What the exercise asks » Output the lines from the top of the entries below to the line with "border-radius: 14px;", both included, exactly and without pictures.
**** Exercise data
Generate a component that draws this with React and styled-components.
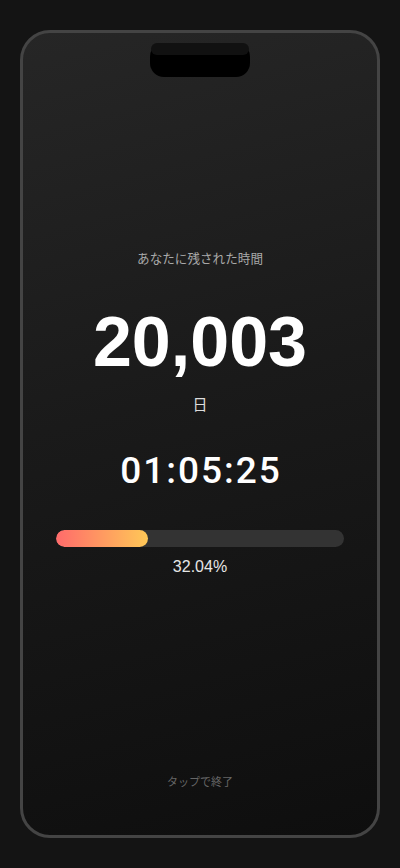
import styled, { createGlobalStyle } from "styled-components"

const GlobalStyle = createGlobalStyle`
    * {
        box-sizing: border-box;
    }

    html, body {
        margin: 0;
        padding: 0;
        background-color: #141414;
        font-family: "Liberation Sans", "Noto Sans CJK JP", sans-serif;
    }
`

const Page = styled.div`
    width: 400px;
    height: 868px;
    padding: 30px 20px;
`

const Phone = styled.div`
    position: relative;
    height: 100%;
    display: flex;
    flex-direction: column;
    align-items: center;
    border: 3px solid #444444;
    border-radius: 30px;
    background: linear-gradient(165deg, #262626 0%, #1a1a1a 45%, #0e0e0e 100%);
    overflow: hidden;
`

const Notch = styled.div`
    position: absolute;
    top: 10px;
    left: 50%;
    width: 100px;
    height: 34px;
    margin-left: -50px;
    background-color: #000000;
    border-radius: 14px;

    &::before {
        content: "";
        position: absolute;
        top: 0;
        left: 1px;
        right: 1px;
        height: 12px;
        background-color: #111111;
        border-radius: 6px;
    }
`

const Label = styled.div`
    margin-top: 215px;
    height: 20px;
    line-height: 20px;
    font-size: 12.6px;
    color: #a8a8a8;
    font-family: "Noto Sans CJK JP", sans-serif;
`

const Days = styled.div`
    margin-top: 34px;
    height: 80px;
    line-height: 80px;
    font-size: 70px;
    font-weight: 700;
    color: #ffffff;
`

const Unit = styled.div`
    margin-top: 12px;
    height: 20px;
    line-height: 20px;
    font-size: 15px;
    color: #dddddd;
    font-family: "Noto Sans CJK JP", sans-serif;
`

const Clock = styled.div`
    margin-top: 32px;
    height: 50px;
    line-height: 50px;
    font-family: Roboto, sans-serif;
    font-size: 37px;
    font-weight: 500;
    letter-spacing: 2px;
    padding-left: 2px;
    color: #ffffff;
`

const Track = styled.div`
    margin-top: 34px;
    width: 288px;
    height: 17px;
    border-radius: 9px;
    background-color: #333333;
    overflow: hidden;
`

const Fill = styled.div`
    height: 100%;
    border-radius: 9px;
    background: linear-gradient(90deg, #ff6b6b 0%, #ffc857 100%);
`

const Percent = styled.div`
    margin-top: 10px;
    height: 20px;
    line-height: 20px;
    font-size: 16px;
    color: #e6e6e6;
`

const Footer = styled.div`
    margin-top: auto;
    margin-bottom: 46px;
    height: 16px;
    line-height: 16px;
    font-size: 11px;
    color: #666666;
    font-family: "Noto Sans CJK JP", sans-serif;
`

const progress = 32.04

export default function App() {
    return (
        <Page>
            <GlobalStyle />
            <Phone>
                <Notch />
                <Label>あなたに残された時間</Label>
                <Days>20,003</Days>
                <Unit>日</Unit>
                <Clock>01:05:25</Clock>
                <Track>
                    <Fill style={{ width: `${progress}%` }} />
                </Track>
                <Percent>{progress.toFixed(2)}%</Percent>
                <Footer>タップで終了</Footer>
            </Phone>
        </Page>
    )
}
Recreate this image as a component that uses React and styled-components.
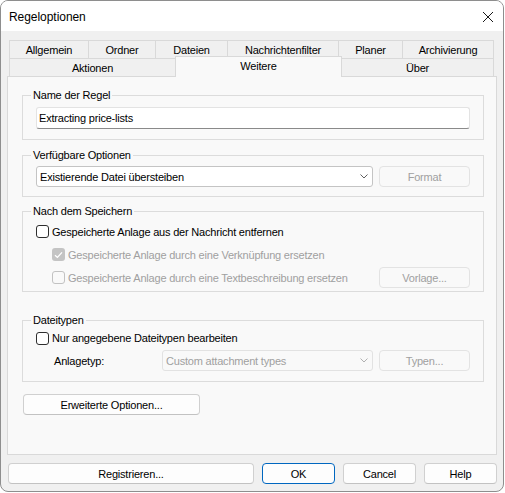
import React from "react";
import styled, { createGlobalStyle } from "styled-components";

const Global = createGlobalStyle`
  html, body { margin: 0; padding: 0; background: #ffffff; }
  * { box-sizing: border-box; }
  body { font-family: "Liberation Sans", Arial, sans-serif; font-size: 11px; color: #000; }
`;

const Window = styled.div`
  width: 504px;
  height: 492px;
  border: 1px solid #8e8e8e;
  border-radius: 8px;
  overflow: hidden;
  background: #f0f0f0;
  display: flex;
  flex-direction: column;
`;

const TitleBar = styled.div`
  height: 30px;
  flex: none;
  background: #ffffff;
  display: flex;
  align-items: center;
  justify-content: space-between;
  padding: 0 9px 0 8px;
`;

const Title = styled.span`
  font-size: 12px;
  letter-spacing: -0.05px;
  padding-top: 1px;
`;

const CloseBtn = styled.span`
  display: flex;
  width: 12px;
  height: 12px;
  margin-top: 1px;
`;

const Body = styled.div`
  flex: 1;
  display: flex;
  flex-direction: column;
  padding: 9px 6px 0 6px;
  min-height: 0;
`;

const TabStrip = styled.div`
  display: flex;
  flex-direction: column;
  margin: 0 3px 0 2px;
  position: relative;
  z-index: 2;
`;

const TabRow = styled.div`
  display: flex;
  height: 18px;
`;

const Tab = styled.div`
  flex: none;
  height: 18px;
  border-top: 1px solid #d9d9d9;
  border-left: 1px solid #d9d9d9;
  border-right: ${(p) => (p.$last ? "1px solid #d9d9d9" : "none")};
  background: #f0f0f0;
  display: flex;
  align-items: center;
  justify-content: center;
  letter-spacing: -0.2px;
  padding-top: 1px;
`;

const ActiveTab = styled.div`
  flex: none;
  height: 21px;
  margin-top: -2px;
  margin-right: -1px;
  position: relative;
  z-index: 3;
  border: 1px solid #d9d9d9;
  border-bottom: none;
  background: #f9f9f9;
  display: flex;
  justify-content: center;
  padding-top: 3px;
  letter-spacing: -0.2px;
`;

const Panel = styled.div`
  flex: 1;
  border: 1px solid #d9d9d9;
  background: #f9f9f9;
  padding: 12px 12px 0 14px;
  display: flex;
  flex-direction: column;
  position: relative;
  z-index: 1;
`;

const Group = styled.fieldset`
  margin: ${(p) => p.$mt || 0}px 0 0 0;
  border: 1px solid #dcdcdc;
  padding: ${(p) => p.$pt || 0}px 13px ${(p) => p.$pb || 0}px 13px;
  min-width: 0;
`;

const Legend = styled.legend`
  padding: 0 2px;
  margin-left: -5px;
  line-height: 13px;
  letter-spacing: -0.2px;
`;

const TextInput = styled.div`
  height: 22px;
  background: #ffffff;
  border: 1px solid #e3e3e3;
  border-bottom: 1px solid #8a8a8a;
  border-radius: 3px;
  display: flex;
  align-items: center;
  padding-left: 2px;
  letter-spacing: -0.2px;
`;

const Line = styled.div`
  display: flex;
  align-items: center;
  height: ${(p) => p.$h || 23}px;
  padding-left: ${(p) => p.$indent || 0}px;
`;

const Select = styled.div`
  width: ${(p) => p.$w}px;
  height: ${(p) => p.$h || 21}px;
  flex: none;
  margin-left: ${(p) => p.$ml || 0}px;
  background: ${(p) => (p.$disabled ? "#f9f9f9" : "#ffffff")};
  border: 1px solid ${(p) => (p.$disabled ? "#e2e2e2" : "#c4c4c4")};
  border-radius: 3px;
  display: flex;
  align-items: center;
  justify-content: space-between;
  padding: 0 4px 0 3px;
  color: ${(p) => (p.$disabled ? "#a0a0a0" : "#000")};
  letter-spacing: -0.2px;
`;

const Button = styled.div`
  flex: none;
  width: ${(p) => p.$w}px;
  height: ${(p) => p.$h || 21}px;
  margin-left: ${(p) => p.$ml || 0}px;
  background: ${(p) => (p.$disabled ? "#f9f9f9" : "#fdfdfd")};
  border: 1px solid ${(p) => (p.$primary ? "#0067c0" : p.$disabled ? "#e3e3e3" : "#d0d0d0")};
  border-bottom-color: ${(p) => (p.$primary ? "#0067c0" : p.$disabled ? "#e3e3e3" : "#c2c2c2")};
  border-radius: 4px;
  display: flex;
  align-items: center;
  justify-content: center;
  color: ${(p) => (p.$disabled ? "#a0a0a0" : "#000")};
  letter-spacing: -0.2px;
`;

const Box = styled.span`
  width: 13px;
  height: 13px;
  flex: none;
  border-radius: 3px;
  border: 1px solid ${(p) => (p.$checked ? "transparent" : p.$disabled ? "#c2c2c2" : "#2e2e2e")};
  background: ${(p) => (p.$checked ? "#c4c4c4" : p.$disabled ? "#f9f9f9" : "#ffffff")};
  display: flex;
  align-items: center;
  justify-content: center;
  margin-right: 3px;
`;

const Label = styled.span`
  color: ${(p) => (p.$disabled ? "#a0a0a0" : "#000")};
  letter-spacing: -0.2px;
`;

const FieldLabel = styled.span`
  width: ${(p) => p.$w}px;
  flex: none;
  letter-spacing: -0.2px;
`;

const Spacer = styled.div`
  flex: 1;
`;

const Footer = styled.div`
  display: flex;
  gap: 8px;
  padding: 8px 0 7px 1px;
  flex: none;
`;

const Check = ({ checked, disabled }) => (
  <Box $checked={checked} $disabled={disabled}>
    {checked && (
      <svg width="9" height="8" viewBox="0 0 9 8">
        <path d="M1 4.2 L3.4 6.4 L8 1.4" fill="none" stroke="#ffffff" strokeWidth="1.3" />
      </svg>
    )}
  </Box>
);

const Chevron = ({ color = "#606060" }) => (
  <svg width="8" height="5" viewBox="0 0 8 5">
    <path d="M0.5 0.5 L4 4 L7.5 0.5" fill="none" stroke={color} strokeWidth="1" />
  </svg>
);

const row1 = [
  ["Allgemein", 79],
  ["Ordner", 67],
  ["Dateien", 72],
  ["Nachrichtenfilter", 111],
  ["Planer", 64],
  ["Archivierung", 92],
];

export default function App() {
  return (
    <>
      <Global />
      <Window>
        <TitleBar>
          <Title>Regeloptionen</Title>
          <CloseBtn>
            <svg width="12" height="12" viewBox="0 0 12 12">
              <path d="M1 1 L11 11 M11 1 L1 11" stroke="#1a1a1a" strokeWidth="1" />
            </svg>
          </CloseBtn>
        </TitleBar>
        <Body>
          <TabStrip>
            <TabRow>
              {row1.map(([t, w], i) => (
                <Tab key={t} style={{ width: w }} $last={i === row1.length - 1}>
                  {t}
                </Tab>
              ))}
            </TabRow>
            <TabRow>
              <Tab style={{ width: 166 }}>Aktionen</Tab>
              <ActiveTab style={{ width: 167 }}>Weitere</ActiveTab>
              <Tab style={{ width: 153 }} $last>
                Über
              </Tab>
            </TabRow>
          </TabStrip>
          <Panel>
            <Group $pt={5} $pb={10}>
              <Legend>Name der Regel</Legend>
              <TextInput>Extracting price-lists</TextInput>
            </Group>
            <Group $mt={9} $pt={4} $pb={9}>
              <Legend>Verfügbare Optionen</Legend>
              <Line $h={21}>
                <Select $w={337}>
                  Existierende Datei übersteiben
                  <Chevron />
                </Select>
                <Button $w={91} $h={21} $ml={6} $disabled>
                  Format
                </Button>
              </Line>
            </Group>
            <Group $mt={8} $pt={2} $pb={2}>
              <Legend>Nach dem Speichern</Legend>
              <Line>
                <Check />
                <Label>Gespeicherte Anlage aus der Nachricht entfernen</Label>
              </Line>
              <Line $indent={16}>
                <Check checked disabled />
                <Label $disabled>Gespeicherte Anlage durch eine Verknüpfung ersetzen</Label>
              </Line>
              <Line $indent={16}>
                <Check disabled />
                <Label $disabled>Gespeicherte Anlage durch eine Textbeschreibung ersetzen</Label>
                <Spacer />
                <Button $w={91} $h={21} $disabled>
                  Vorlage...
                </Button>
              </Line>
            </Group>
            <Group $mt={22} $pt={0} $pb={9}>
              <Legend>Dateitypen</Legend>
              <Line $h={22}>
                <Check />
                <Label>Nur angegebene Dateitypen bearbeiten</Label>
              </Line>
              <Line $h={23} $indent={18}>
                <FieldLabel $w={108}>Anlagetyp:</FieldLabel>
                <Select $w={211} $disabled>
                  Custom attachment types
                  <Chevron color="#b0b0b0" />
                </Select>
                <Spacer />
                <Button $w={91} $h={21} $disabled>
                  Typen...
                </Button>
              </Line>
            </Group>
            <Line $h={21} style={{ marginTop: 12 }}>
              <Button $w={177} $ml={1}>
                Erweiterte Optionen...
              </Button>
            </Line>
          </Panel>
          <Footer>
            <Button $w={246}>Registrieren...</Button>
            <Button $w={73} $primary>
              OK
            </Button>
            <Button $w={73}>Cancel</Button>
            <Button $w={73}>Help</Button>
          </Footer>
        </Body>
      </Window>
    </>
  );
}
********
Problem solution »
Generate a component that draws this with React and styled-components.
import styled, { createGlobalStyle } from "styled-components"

const GlobalStyle = createGlobalStyle`
    * {
        box-sizing: border-box;
    }

    html, body {
        margin: 0;
        padding: 0;
        background-color: #141414;
        font-family: "Liberation Sans", "Noto Sans CJK JP", sans-serif;
    }
`

const Page = styled.div`
    width: 400px;
    height: 868px;
    padding: 30px 20px;
`

const Phone = styled.div`
    position: relative;
    height: 100%;
    display: flex;
    flex-direction: column;
    align-items: center;
    border: 3px solid #444444;
    border-radius: 30px;
    background: linear-gradient(165deg, #262626 0%, #1a1a1a 45%, #0e0e0e 100%);
    overflow: hidden;
`

const Notch = styled.div`
    position: absolute;
    top: 10px;
    left: 50%;
    width: 100px;
    height: 34px;
    margin-left: -50px;
    background-color: #000000;
    border-radius: 14px;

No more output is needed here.